DATA PROVIDED:
[start]

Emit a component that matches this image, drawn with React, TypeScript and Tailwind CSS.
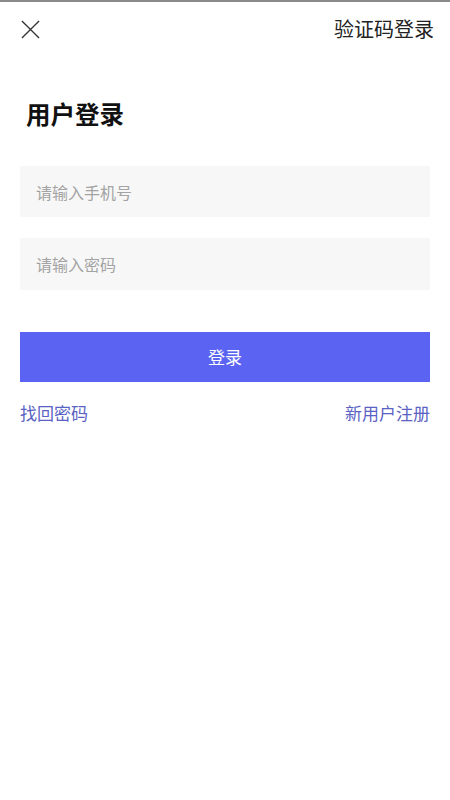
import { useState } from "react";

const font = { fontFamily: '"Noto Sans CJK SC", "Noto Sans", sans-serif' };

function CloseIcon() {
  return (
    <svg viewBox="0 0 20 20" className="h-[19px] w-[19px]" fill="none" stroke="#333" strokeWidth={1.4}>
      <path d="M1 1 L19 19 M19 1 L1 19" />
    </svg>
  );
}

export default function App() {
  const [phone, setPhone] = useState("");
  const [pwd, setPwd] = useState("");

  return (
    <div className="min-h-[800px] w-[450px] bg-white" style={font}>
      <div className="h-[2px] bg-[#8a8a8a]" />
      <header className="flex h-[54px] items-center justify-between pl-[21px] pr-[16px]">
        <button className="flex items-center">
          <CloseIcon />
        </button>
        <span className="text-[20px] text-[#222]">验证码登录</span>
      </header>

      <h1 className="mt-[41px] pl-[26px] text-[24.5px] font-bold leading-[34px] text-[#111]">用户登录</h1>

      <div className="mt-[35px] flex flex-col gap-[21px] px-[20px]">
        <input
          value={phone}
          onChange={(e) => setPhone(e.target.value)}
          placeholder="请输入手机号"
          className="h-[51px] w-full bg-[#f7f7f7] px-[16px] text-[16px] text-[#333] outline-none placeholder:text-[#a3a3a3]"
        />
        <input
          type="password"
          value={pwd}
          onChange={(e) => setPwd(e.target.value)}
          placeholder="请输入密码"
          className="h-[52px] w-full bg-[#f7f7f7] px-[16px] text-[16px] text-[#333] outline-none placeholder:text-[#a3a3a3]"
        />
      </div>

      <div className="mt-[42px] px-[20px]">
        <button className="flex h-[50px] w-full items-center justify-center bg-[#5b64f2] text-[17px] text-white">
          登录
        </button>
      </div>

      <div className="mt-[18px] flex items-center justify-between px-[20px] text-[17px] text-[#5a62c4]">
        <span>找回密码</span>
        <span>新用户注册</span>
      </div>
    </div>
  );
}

[end]

SHORT PROBLEM:
Everything from the first line of the listing above through the line that contains "pl-[26px] text-[24.5px] font-bold" is to be restated word for word, minus the pictures.

WRITTEN ANSWER:
Emit a component that matches this image, drawn with React, TypeScript and Tailwind CSS.
import { useState } from "react";

const font = { fontFamily: '"Noto Sans CJK SC", "Noto Sans", sans-serif' };

function CloseIcon() {
  return (
    <svg viewBox="0 0 20 20" className="h-[19px] w-[19px]" fill="none" stroke="#333" strokeWidth={1.4}>
      <path d="M1 1 L19 19 M19 1 L1 19" />
    </svg>
  );
}

export default function App() {
  const [phone, setPhone] = useState("");
  const [pwd, setPwd] = useState("");

  return (
    <div className="min-h-[800px] w-[450px] bg-white" style={font}>
      <div className="h-[2px] bg-[#8a8a8a]" />
      <header className="flex h-[54px] items-center justify-between pl-[21px] pr-[16px]">
        <button className="flex items-center">
          <CloseIcon />
        </button>
        <span className="text-[20px] text-[#222]">验证码登录</span>
      </header>

      <h1 className="mt-[41px] pl-[26px] text-[24.5px] font-bold leading-[34px] text-[#111]">用户登录</h1>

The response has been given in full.